Bento 16, que está com 94 anos, rejeitou a acusação de ter ficado inerte quando era o responsável pela arquidiocese, e a sua posição foi publicada no relatório.
O advogado Martin Pusch, um dos responsáveis pela investigação, afirmou que a resposta enviada pelo papa emérito oferece uma "visão autêntica" sobre a atitude pessoal de um membro importante da Igreja Católica em relação aos abusos. Mas ele disse não acreditar que Bento 16 não sabia dos casos, como alegado pelo papa emérito, considerando o conjunto de documentos analisados na apuração.
Pelo menos 497 vítimas
A investigação teve o objetivo de identificar causas sistêmicas e apurar responsabilidades na liderança da arquidiocese de Munique e Freising, e encontrou indícios de pelo menos 497 vítimas de abuso sexual de 1945 a 2019, em sua maioria ocorridos nas décadas de 1960 e 1970.
Segundo o relatório, 247 vítimas eram do sexo masculino, 182 do sexo feminino, e em 68 casos não foi possível determinar o sexo. A investigação apontou 60% dos meninos tinham de 8 a 14 anos quando sofreram abusos. Pusch ressaltou que os resultados abrangem apenas os casos que vieram à tona e presume que muitos outros ficaram fora dos registros.
O trabalhou investigou 235 suspeitos de terem cometidos abusos, dos quais 173 eram padres. O relatório aponta que 67 clérigos deveriam ter sido punidos pela Igreja devido à "alta densidade das suspeitas", mas 40 deles seguiram desempenhando atividades pastorais, dos quais 18 mesmo após terem sido condenados criminalmente.

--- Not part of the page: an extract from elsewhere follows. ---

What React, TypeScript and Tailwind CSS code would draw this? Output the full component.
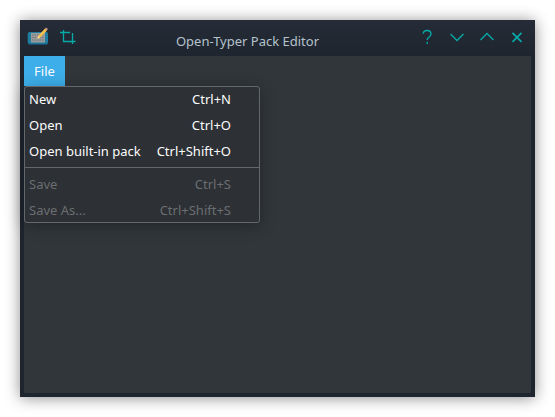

A arquidiocese de Munique e Freising é uma das mais importantes e ricas da Alemanha, e a investigação cobre as gestões de diversos cardeais, dos quais dois ainda estão vivos além de Bento 16: Friedrich Wetter, que comandou a arquidiocese de 1982 a 2008 e está com 93 anos, e Reinhard Marx, que a comanda desde 2008 e tem 68 anos.
Marx também foi acusado no relatório de ter ficado inerte, em especial em dois casos suspeitos de abuso no qual teria tomado decisões erradas. Ele negou ter "responsabilidade moral" e atribuiu a responsabilidade a um vigário-geral. Marx não participou da apresentação do relatório nesta quinta-feira.
Pusch ressaltou que as vítimas de abusos "praticamente não foram levadas em consideração" por líderes da Igreja Católica até 2022, e quando foram isso se deveu "não ao sofrimento infligido a elas, mas porque eram vistas como ameaças à instituição".
Esforço investigativo
Na Alemanha, desde 2010 os bispos vêm tentando lidar com os seguidos relatos de abuso sexual ocorridos na Igreja Católica e ao mesmo tempo evitar que o controle e a análise dos arquivos passe para a competência do Estado.
De 2014 a 2018, especialistas de diversas instituições examinaram arquivos de dioceses alemãs do período de 1946 a 2014. Não foi possível analisar todo o material, e alguns documentos estavam incompletos.
Ao final, eles concluíram que 4,4% dos clérigos cujas fichas pessoais foram examinadas tinham sido acusados de abuso, e falou-se em 3.677 vítimas e 1.670 clérigos abusadores.
Depois disso, cerca de dois terços das 27 dioceses alemães iniciaram novas investigações, e algumas já publicaram seus resultados, com novos casos de abuso frequentemente sendo divulgados.
Em 2021, Marx, que foi presidente da Conferência Episcopal Alemã de 2014 a 2020, ofereceu ao papa Francisco a sua renúncia, com o argumento de que era preciso compartilhar responsabilidade pela "catástrofe" dos abusos sexuais cometidos por clérigos nas últimas décadas.
O papa Francisco, porém, rejeitou a renúncia de Marx. "A Igreja inteira está em crise por conta da questão dos abusos", escreveu o papa. "Assumir a crise, pessoal e comunitariamente, é o único caminho fecundo, porque de uma crise não se sai sozinho, mas em comunidade", afirmou Francisco.